With the 2021 Wimbledon Tennis Championships wrapped up, let’s take a look at where tennis was played in Mendocino.
Kelley House has documented five tennis courts in town, starting in 1892 at the Morgan residence on Little Lake Street. At present, this is the site of the Art Center, but from 1890 to 1956, the town’s only bona fide mansion occupied most of this site. It had a glass conservatory, an elaborate, enclosed water tower and windmill, and enough flat lawn in front of a small barn to set up a net. By 1896, enthusiasm had grown large enough to organize the Lawn Tennis Club with 17 members, and Mr. L. A. Morgan as president.
The next court we know about was down the hill at the mill superintendent’s house, once the home of the Ford family on the south side of Main Street, but occupied in the early 1900s by John Ross. This one was improved with a tall surrounding fence through which you could watch the ships coming and going at the Point. Frank Peirsol, son of physician James Peirsol, describes the scene around 1909 in his wonderful memoir:
“On Saturday afternoons, if the weather was favorable, the more athletically inclined members of the Mendocino Social Set would play tennis on the clay-court in back of the John Ross home. Those who did not care to play got all dressed up anyway, the men in their white flannels and straw boaters, the women in colorful organdies and huge garden hats. They would sit on the sidelines sipping tea and lemonade and always applauded politely when one of the players made an exceptionally fine shot.” Today, the Mendocino Music Festival puts up its tent right where the tennis court stood.
Auggie Heeser’s place also had a court just a block away on Albion Street. We don’t know if its surface was clay or grass, but his cousin Laura liked to have tennis parties there. Laura and her bookkeeper husband, George Lammers, lived out most of their lives here in this, the oldest house in Mendocino. The location of the court today is occupied by the interior parking lot of the Mendocino Hotel Garden Suites.
The young people of this place were early tennis enthusiasts, and it wasn’t long before they started fixing up for themselves a tennis court at the high school. By 1909, a new nicely graded tennis court was put in, with Ed Rasmussen doing the horse team work.
By the next year, the Beacon printed a sports column that reported tennis news, and the accomplishments of the inter-school competitions were closely followed. In 1927, hopes were high that the Mendocino Cardinals team would be good enough to win the big tournament held the next spring. And in fact, they were good enough and the 1928 champion team (pictured) consisted of Louis Borgna, Grace Nichols, Morton Swales, Thelma Silvia, and Clarence Hamblin.
Tennis continued through the 1930s at the high school. The Beacon reported that, “Every boy must sign for one sport or more. It is possible to be on three teams, if tennis is included in the three. Soccer, baseball, indoor baseball, volley ball, tennis, and track are the sports offered.” Students weren’t the only ones using the court. In 1938, the Russian Gulch Civilian Conservation Corps (CCC) camp boys were coming down to play weekend games.

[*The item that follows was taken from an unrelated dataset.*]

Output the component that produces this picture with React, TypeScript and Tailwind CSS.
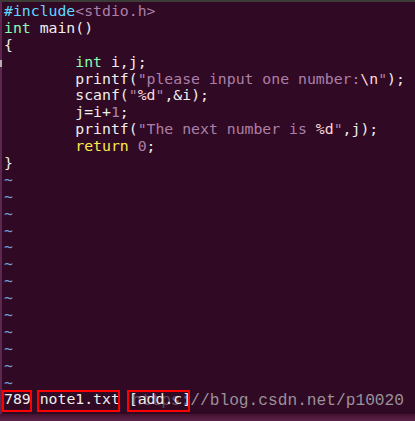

Fast forward to 1972 and we had the Mendocino Tennis Club, located 1.6 miles up Little Lake Road from Highway 1. Built by Gordon Chism on his own property, the three well-constructed courts were a response to the explosive interest in tennis nation-wide. Club members paid a $30 initiation fee and $9 a month for ten months (on the theory that approximately two months will be poor for playing in winter rain.) Competitions were organized with Fort Bragg and Ukiah teams and many clinics were offered.

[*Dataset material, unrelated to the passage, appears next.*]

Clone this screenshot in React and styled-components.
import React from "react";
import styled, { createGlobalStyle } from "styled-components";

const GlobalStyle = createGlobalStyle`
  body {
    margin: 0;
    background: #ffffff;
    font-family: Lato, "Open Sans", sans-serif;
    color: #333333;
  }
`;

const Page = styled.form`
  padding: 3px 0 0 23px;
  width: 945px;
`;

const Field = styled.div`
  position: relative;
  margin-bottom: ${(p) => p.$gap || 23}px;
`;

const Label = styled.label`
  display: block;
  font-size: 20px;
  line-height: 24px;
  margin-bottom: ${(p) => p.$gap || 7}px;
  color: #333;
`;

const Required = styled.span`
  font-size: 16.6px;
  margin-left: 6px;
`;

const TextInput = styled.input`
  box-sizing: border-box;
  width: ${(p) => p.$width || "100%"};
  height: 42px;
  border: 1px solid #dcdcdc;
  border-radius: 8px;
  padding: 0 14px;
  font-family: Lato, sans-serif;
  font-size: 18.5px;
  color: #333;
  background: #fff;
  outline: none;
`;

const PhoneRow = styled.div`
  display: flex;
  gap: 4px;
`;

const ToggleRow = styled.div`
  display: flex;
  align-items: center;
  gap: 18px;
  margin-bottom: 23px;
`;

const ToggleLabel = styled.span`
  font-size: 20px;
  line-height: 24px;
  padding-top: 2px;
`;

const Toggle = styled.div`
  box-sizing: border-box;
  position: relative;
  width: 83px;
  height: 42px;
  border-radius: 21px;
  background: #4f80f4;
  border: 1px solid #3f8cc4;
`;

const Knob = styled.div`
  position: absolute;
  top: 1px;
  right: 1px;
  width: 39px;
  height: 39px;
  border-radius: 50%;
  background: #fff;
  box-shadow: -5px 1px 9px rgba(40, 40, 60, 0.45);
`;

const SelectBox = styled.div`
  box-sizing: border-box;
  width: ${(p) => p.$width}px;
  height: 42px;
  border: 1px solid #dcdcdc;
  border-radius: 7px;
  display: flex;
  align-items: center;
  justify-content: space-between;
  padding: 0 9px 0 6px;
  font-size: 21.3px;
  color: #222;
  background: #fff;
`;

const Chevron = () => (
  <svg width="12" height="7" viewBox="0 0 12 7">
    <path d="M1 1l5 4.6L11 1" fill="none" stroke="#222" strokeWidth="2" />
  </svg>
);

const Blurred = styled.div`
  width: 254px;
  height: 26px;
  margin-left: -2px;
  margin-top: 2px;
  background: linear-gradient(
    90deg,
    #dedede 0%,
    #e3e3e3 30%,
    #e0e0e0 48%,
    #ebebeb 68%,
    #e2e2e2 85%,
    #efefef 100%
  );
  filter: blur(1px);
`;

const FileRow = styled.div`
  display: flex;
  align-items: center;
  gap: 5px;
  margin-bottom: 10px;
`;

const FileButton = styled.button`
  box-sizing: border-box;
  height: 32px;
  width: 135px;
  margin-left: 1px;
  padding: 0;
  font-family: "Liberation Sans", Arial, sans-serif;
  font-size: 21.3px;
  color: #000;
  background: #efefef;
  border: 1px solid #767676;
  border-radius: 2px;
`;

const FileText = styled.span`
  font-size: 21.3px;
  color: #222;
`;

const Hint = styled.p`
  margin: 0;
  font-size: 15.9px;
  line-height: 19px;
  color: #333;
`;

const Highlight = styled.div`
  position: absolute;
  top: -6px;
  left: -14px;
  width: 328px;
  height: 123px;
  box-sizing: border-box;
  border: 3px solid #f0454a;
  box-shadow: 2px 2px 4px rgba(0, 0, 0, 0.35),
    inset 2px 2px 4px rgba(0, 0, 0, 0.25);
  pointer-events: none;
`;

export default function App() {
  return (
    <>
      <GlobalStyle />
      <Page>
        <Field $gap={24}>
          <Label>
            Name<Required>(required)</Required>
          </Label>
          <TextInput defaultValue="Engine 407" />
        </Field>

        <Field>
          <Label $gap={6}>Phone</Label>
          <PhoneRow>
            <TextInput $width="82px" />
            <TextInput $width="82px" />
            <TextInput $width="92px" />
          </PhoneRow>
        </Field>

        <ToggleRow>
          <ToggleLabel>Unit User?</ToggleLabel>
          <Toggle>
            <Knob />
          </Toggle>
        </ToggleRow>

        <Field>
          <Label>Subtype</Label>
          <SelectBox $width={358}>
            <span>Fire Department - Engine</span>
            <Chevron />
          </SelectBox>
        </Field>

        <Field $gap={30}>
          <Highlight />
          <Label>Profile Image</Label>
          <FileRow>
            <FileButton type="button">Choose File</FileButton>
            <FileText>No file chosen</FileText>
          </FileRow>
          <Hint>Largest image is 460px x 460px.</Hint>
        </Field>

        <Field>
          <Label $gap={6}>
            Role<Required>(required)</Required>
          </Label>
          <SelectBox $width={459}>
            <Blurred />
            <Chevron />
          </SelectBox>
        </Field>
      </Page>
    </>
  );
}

Today, all these courts are a gone. But you can swing your racket in Fort Bragg at the public courts located in Bainbridge Park, or on the private courts at Little River Inn and at the Mendocino Sports Club.
Finally, a word on tennis nomenclature. As a non-tennis player, I’ve always been puzzled by the words associated with the game. But now I know that most are derived from French and Arabic.
Racket derives from the Arabic rakhat, meaning the palm of the hand.
Deuce comes from à deux le jeu, meaning “to both is the game,” or the two players have equal scores.
Love is used for zero and is probably derived from l’œuf, French for “the egg,” which has the same shape as a zero.
And it is generally agreed that the word tennis comes from the French tenez, the plural imperative form of the verb tenir, to hold, meaning “hold!” “receive!” or “take!” It is an interjection once used as a call from the server to his/her opponent to indicate that they were about to serve.